- Task prompt -
Scan the listing that follows and report how many lines contain "source". Write the number alone.
***** Record extracts *****
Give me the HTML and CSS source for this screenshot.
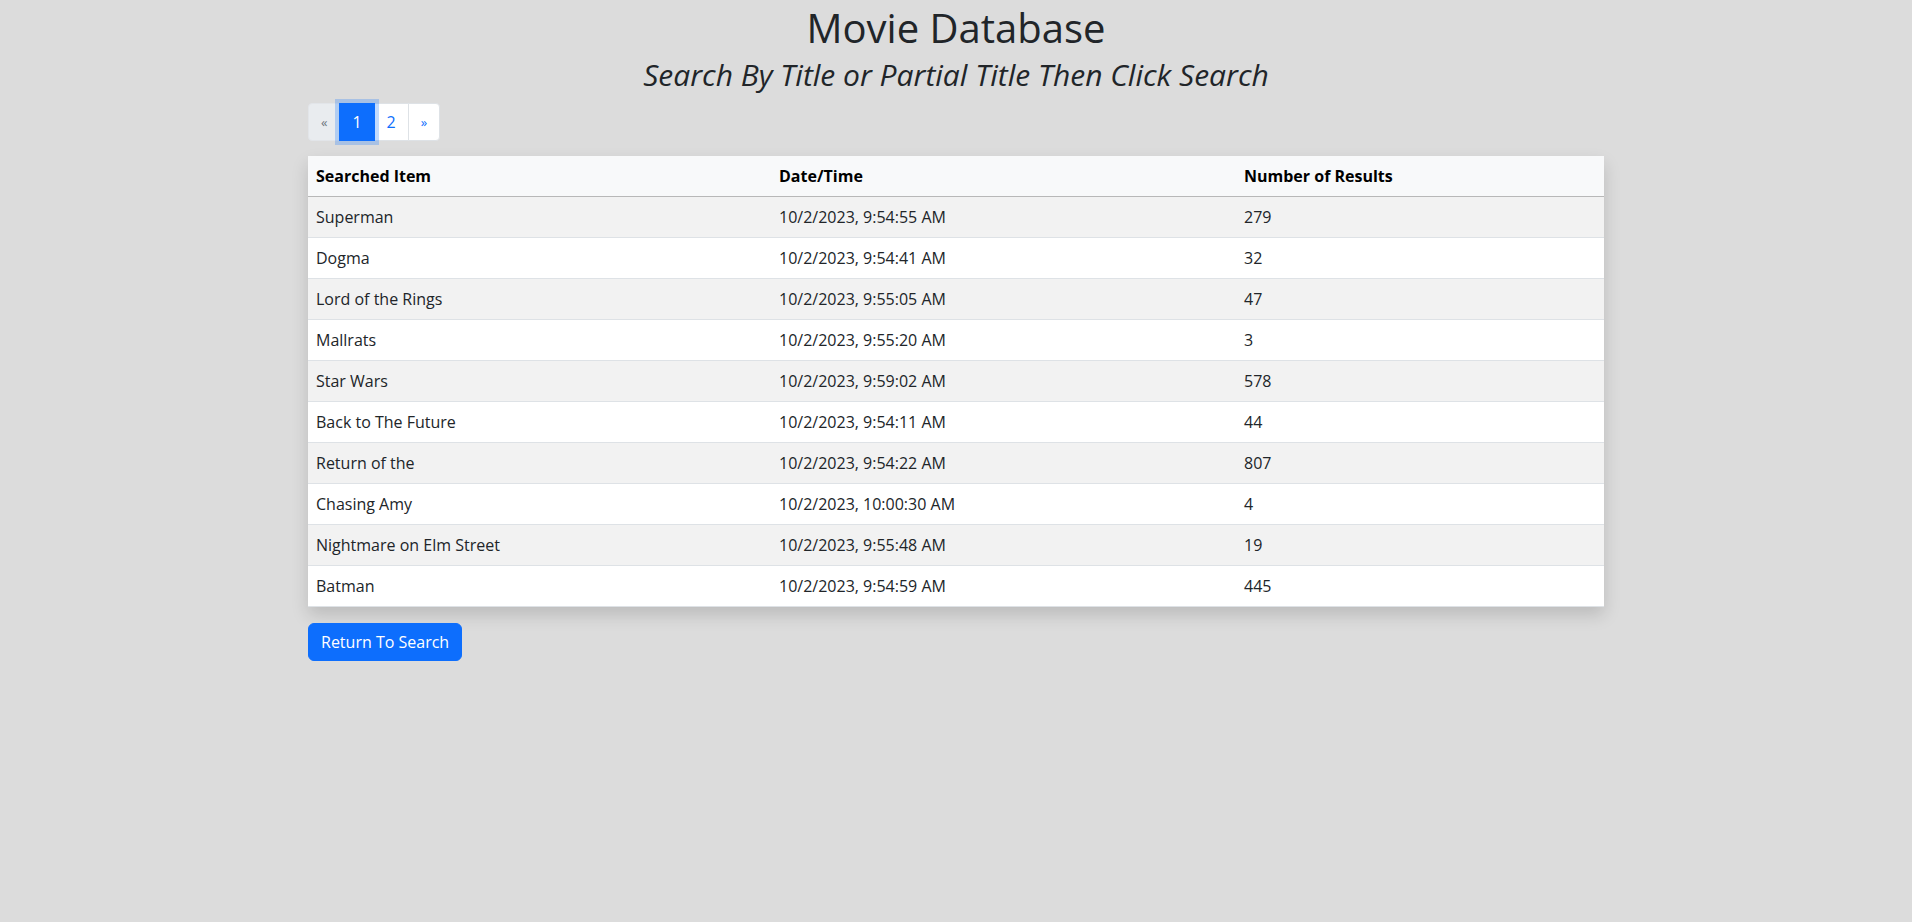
FILE: index.html
```html
<!DOCTYPE html>
<html lang="en">
<head>
<meta charset="utf-8">
<title>Movie Database</title>
<link rel="stylesheet" href="styles.css">
</head>
<body>
<div class="container">
  <h1 class="title">Movie Database</h1>
  <h2 class="subtitle">Search By Title or Partial Title Then Click Search</h2>
  <ul class="pagination">
    <li class="page-item disabled"><span class="page-link arrow">&laquo;</span></li>
    <li class="page-item active"><span class="page-link">1</span></li>
    <li class="page-item"><span class="page-link">2</span></li>
    <li class="page-item"><span class="page-link arrow">&raquo;</span></li>
  </ul>
  <table class="table">
    <thead>
      <tr><th class="c1">Searched Item</th><th class="c2">Date/Time</th><th class="c3">Number of Results</th></tr>
    </thead>
    <tbody>
      <tr><td>Superman</td><td>10/2/2023, 9:54:55 AM</td><td>279</td></tr>
      <tr><td>Dogma</td><td>10/2/2023, 9:54:41 AM</td><td>32</td></tr>
      <tr><td>Lord of the Rings</td><td>10/2/2023, 9:55:05 AM</td><td>47</td></tr>
      <tr><td>Mallrats</td><td>10/2/2023, 9:55:20 AM</td><td>3</td></tr>
      <tr><td>Star Wars</td><td>10/2/2023, 9:59:02 AM</td><td>578</td></tr>
      <tr><td>Back to The Future</td><td>10/2/2023, 9:54:11 AM</td><td>44</td></tr>
      <tr><td>Return of the</td><td>10/2/2023, 9:54:22 AM</td><td>807</td></tr>
      <tr><td>Chasing Amy</td><td>10/2/2023, 10:00:30 AM</td><td>4</td></tr>
      <tr><td>Nightmare on Elm Street</td><td>10/2/2023, 9:55:48 AM</td><td>19</td></tr>
      <tr><td>Batman</td><td>10/2/2023, 9:54:59 AM</td><td>445</td></tr>
    </tbody>
  </table>
  <button class="btn" type="button">Return To Search</button>
</div>
</body>
</html>
```
FILE: styles.css
```css
* { box-sizing: border-box; }
html, body { margin: 0; padding: 0; }
body {
  background: #dcdcdc;
  color: #212529;
  font-family: "Open Sans", "Liberation Sans", sans-serif;
  font-size: 16px;
  line-height: 1.5;
}
.container {
  max-width: 1320px;
  margin: 0 auto;
  padding: 0 12px;
}
.title {
  margin: 0;
  padding-top: 4px;
  text-align: center;
  font-size: 40px;
  font-weight: 400;
  line-height: 48px;
  color: #212529;
}
.subtitle {
  margin: 5px 0 0;
  text-align: center;
  font-size: 30px;
  font-weight: 400;
  font-style: italic;
  line-height: 36px;
  color: #212529;
}
.pagination {
  display: flex;
  list-style: none;
  margin: 10px 0 15px;
  padding: 0;
}
.page-link {
  display: block;
  padding: 6px 12px;
  line-height: 24px;
  font-size: 16px;
  color: #0d6efd;
  background: #fff;
  border: 1px solid #dee2e6;
  margin-left: -1px;
  position: relative;
}
.page-item:first-child .page-link {
  margin-left: 0;
  border-radius: 4px 0 0 4px;
}
.page-item:last-child .page-link { border-radius: 0 4px 4px 0; }
.page-link.arrow { font-size: 13px; padding: 6px 12px; }
.disabled .page-link {
  color: #6c757d;
  background: #e9ecef;
  border-color: #e2e5e9;
}
.active .page-link {
  z-index: 3;
  color: #fff;
  background: #0d6efd;
  border-color: #0d6efd;
  box-shadow: 0 0 0 4px rgba(13, 110, 253, 0.25);
}
.table {
  width: 100%;
  border-collapse: collapse;
  margin-bottom: 16px;
  background: #fff;
  box-shadow: 0 8px 16px rgba(0, 0, 0, 0.15);
  color: #212529;
}
.table th, .table td {
  padding: 8px;
  text-align: left;
  border-bottom: 1px solid #dee2e6;
}
.table th {
  font-weight: 700;
  color: #000;
  background: #f8f9fa;
  border-bottom: 1px solid #b8b8b8;
}
.c1 { width: 463px; }
.c2 { width: 465px; }
.c3 { width: 368px; }
.table tbody tr:nth-child(odd) td { background: #f2f2f2; }
.btn {
  display: inline-block;
  font-family: inherit;
  font-size: 16px;
  line-height: 24px;
  padding: 6px 12px;
  color: #fff;
  background: #0d6efd;
  border: 1px solid #0d6efd;
  border-radius: 6px;
}
```
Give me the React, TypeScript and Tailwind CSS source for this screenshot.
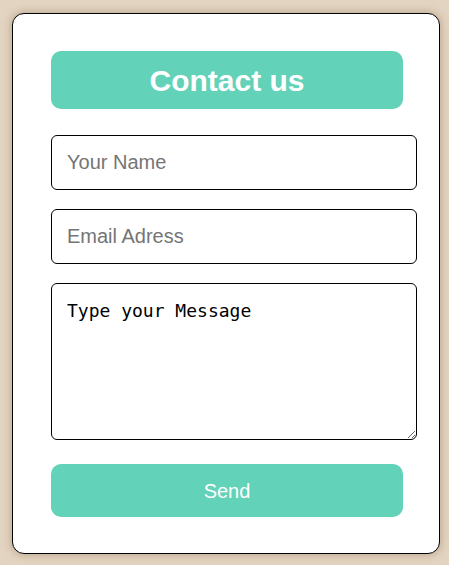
export default function App() {
  return (
    <div className="min-h-[565px] bg-[#e3d4c1] pt-[13px] pl-[12px]" style={{ fontFamily: '"Liberation Sans", Arial, sans-serif' }}>
      <form className="flex h-[541px] w-[428px] flex-col rounded-[12px] border border-black bg-white pl-[38px] pt-[37px] shadow-[0_0_10px_rgba(90,60,20,0.35)]">
        <h1 className="flex h-[58px] w-[352px] items-center justify-center rounded-[10px] bg-[#62d2b9] text-[30px] font-bold text-white">
          Contact us
        </h1>
        <input
          type="text"
          placeholder="Your Name"
          className="mt-[26px] h-[55px] w-[366px] rounded-[6px] border border-black px-[15px] text-[20px] text-black placeholder:text-[#757575] outline-none"
        />
        <input
          type="email"
          placeholder="Email Adress"
          className="mt-[19px] h-[55px] w-[366px] rounded-[6px] border border-black px-[15px] text-[20px] text-black placeholder:text-[#757575] outline-none"
        />
        <textarea
          defaultValue="Type your Message"
          className="mt-[19px] h-[157px] w-[366px] rounded-[6px] border border-black px-[15px] pt-[15px] text-[18px] leading-[24px] text-black outline-none"
          style={{ fontFamily: '"DejaVu Sans Mono", "Liberation Mono", monospace' }}
        />
        <button
          type="button"
          className="mt-[24px] h-[53px] w-[352px] rounded-[10px] bg-[#62d2b9] text-[20px] text-white"
        >
          Send
        </button>
      </form>
    </div>
  );
}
*****
- Task response -
2